**Items from a data source**
◇ ◇ ◇ ◇ ◇

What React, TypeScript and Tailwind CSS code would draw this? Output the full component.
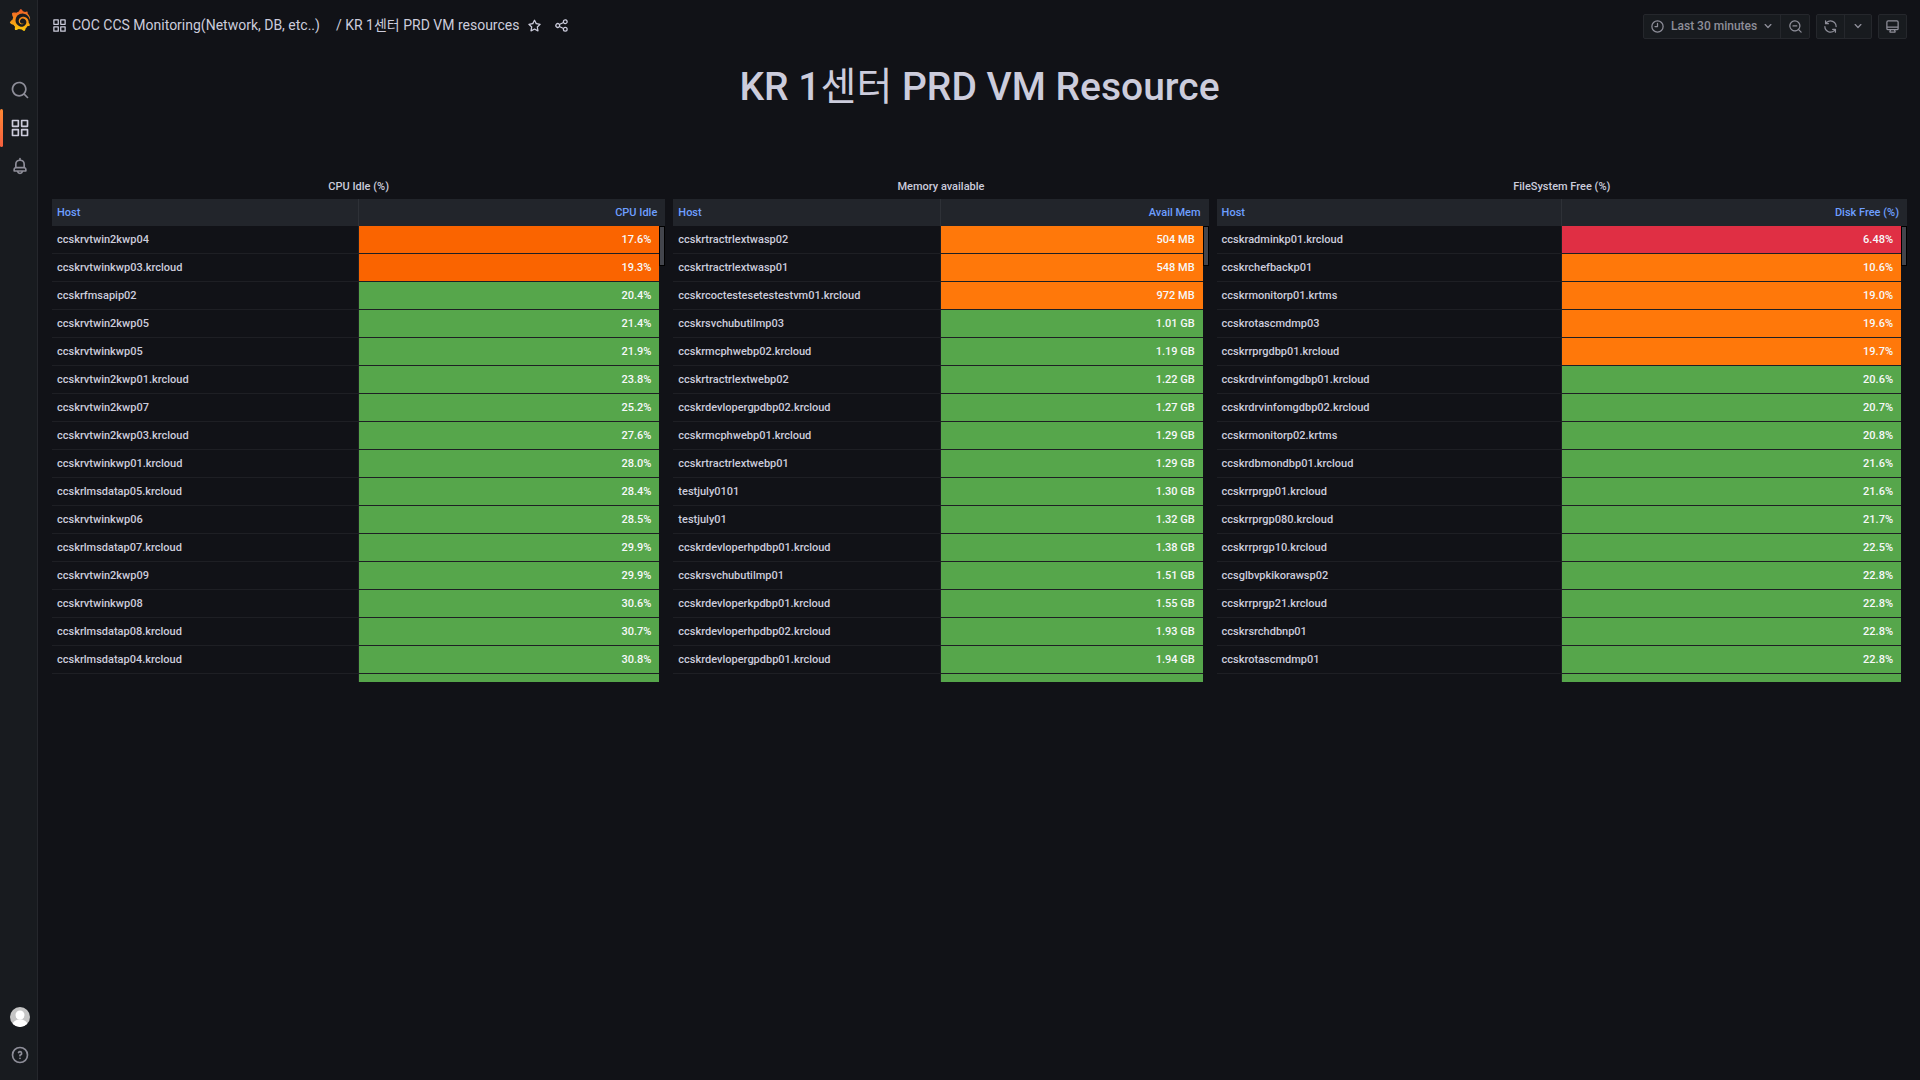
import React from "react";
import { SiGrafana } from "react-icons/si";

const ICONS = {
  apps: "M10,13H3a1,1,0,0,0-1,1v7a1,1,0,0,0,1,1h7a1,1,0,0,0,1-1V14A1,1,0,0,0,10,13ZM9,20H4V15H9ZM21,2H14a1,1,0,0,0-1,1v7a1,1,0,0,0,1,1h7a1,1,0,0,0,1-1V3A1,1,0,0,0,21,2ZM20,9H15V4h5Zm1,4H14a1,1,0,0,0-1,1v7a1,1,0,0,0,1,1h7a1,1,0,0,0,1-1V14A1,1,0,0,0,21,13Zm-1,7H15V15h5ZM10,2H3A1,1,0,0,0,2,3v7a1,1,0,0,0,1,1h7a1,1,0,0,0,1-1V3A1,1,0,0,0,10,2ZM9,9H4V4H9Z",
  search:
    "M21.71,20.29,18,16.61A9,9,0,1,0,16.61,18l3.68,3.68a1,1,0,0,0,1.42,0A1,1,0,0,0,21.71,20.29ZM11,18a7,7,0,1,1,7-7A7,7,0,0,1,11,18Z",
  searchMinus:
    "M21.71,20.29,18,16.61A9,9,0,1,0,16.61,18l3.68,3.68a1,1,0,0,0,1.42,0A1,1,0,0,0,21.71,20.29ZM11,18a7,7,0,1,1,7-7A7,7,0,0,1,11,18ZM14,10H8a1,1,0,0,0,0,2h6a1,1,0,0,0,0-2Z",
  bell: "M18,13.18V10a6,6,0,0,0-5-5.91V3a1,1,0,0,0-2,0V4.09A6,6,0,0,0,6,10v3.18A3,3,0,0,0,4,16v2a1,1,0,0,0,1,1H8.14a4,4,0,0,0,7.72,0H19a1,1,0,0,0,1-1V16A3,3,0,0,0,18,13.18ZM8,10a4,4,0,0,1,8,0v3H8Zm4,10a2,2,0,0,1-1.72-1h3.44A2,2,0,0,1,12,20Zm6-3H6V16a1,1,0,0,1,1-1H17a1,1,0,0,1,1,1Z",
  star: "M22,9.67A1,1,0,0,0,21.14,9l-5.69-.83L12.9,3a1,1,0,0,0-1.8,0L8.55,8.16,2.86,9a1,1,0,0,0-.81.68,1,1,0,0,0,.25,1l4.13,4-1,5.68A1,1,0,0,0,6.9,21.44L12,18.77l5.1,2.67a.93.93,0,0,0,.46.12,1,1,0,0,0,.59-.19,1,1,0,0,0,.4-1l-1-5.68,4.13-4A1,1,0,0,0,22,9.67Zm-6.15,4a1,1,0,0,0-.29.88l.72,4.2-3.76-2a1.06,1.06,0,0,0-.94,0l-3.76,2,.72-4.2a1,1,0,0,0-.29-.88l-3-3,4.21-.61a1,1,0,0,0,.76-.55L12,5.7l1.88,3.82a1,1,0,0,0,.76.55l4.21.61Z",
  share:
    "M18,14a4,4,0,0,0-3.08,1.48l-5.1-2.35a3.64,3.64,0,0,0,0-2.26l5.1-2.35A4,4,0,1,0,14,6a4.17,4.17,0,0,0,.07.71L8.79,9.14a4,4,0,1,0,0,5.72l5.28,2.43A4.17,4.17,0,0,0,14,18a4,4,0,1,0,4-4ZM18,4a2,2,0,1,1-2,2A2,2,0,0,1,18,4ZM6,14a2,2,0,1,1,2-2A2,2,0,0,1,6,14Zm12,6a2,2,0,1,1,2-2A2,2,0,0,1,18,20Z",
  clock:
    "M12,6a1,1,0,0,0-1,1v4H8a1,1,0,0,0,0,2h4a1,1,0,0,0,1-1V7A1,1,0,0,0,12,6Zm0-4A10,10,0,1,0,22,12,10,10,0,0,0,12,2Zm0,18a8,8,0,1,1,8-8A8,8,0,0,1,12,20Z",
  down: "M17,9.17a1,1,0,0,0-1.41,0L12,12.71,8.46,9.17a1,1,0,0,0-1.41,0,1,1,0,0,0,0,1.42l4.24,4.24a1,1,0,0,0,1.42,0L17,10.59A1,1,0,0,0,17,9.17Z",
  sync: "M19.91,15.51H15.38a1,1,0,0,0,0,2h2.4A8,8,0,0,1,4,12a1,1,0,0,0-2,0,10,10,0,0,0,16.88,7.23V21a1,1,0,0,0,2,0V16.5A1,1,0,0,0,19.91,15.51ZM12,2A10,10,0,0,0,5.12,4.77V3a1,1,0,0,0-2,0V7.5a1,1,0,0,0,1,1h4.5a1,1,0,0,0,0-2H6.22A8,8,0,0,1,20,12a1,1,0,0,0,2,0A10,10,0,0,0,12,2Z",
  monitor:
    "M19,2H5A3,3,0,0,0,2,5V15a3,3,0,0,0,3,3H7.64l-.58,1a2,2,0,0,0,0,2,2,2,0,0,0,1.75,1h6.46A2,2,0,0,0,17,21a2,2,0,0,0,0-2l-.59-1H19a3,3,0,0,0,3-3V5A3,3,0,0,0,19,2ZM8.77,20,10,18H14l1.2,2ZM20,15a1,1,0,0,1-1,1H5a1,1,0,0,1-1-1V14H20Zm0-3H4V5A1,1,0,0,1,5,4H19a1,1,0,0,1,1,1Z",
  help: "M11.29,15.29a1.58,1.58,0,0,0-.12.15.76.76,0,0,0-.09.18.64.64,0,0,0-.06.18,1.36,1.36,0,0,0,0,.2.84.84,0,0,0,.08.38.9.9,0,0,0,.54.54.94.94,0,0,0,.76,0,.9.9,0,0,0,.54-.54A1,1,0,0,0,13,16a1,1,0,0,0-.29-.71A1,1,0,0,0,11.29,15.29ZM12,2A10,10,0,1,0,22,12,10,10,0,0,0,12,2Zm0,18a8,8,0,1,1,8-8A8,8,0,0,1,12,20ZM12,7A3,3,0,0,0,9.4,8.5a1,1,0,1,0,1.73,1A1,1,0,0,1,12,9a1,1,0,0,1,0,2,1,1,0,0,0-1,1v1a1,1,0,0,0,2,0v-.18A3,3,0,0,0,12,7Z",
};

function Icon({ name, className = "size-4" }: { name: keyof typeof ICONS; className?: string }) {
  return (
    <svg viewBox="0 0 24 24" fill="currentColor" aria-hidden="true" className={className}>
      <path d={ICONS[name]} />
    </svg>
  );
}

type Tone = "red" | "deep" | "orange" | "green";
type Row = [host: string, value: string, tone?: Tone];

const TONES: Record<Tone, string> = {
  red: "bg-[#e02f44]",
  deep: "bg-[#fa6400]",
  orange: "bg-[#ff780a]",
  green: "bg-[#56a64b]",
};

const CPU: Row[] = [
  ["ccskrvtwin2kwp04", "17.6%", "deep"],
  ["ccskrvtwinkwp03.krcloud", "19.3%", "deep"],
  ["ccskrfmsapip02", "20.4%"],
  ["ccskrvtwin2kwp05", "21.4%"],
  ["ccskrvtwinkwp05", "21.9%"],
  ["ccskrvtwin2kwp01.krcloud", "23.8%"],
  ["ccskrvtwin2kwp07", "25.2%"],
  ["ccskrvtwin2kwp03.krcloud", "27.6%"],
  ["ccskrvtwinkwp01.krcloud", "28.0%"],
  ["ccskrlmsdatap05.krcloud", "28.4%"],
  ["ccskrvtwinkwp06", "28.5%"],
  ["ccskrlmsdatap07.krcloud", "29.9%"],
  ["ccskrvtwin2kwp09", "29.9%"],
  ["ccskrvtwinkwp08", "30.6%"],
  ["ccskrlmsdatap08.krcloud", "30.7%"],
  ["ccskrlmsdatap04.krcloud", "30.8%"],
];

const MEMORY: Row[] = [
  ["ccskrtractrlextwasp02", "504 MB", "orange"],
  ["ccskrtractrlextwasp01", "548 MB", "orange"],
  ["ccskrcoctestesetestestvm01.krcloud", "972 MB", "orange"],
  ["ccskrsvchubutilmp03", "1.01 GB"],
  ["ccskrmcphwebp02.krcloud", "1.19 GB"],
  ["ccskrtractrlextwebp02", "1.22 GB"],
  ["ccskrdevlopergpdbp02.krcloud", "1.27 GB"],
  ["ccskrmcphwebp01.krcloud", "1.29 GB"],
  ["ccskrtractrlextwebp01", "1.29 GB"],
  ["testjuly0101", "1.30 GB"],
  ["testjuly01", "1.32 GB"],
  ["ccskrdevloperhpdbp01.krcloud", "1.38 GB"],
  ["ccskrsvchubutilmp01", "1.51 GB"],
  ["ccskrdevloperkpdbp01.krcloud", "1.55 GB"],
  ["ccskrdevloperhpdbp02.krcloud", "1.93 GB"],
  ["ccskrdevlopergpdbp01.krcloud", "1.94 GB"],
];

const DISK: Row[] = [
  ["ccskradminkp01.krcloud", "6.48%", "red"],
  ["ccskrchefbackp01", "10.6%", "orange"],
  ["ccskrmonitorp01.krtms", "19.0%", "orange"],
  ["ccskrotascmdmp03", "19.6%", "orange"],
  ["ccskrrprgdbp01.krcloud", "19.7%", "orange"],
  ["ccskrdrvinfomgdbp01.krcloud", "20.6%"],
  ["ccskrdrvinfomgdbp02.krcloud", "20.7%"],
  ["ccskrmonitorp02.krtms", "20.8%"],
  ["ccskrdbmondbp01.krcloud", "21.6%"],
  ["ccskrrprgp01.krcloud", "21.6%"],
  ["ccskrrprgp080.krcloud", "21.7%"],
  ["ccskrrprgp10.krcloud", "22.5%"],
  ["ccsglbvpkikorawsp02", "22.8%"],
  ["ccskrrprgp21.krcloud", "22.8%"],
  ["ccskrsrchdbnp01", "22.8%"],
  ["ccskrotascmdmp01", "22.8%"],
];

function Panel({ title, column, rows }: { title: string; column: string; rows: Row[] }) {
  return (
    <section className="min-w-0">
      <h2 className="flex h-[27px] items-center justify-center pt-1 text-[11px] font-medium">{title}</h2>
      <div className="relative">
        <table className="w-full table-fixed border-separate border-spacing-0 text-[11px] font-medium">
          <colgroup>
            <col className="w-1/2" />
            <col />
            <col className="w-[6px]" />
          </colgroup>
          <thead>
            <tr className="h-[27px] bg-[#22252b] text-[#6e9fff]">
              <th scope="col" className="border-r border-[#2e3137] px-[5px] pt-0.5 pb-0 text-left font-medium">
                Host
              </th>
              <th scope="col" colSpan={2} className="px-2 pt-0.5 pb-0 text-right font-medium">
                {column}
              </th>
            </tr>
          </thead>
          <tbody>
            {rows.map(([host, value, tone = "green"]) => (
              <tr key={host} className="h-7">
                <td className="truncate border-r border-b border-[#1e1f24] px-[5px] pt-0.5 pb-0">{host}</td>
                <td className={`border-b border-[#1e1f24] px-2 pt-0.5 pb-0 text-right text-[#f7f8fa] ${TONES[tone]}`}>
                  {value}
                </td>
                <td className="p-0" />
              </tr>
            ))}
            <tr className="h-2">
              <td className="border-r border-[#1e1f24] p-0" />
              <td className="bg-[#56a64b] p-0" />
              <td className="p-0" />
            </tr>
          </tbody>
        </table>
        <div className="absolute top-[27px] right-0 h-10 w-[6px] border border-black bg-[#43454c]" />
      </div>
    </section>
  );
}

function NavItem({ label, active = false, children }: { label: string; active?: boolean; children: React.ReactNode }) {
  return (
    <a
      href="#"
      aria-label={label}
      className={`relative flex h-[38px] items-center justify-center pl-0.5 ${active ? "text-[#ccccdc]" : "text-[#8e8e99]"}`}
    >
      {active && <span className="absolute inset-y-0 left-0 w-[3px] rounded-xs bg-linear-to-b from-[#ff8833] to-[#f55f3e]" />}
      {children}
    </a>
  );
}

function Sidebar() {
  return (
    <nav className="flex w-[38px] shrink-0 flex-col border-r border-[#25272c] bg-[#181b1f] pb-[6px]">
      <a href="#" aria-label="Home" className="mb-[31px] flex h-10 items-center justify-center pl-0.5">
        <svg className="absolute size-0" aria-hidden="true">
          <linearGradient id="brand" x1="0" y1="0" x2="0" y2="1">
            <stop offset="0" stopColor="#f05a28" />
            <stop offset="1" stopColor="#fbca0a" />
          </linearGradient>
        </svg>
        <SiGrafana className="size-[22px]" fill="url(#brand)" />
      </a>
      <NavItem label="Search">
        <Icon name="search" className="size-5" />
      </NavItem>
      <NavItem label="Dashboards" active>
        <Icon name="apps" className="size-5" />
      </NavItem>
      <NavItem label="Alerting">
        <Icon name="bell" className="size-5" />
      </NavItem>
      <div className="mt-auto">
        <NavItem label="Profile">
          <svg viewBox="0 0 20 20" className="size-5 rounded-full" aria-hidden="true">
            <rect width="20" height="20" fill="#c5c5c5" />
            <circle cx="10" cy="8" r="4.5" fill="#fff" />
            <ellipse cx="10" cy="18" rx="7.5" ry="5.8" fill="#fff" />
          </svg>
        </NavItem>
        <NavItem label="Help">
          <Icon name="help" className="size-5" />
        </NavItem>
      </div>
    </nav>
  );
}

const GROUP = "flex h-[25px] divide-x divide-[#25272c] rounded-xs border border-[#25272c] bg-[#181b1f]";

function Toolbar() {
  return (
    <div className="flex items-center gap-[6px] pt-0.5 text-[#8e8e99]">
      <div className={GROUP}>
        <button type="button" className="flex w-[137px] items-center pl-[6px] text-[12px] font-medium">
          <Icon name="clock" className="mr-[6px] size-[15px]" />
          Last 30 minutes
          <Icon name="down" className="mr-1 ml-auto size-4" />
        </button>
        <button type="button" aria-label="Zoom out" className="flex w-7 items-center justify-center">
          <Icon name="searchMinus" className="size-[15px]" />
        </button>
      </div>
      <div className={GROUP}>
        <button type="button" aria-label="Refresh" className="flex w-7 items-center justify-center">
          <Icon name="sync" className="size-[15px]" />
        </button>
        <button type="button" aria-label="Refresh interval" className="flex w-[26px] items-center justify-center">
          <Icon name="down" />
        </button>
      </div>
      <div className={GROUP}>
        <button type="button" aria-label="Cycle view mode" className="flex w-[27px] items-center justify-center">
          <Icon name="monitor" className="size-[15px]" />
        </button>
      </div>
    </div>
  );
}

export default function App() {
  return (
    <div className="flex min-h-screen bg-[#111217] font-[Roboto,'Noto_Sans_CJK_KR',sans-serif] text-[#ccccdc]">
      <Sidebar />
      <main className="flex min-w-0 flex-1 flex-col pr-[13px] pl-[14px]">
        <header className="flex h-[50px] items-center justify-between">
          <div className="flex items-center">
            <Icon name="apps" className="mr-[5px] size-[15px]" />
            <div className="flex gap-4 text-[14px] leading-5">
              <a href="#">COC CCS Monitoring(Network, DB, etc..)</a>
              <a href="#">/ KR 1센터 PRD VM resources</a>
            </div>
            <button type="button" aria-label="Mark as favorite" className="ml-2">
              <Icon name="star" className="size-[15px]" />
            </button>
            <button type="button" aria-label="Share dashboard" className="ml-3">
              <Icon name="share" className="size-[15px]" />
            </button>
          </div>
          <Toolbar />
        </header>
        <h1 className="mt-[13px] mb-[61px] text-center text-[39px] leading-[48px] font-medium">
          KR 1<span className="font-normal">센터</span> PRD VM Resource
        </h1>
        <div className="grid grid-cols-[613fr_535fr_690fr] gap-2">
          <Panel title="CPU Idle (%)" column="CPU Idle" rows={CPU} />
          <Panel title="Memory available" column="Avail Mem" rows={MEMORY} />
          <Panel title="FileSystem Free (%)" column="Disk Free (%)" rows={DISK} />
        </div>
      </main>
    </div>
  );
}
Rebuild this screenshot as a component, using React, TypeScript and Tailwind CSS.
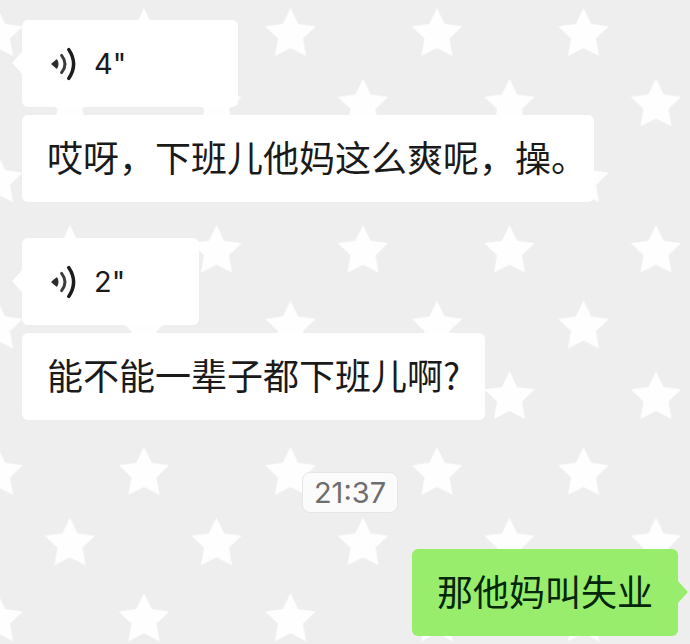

◇ ◇ ◇ ◇ ◇

**Stated task**
Count the lines in the records above that contain the word "full", and give only the number.

**Answer for this exercise**
3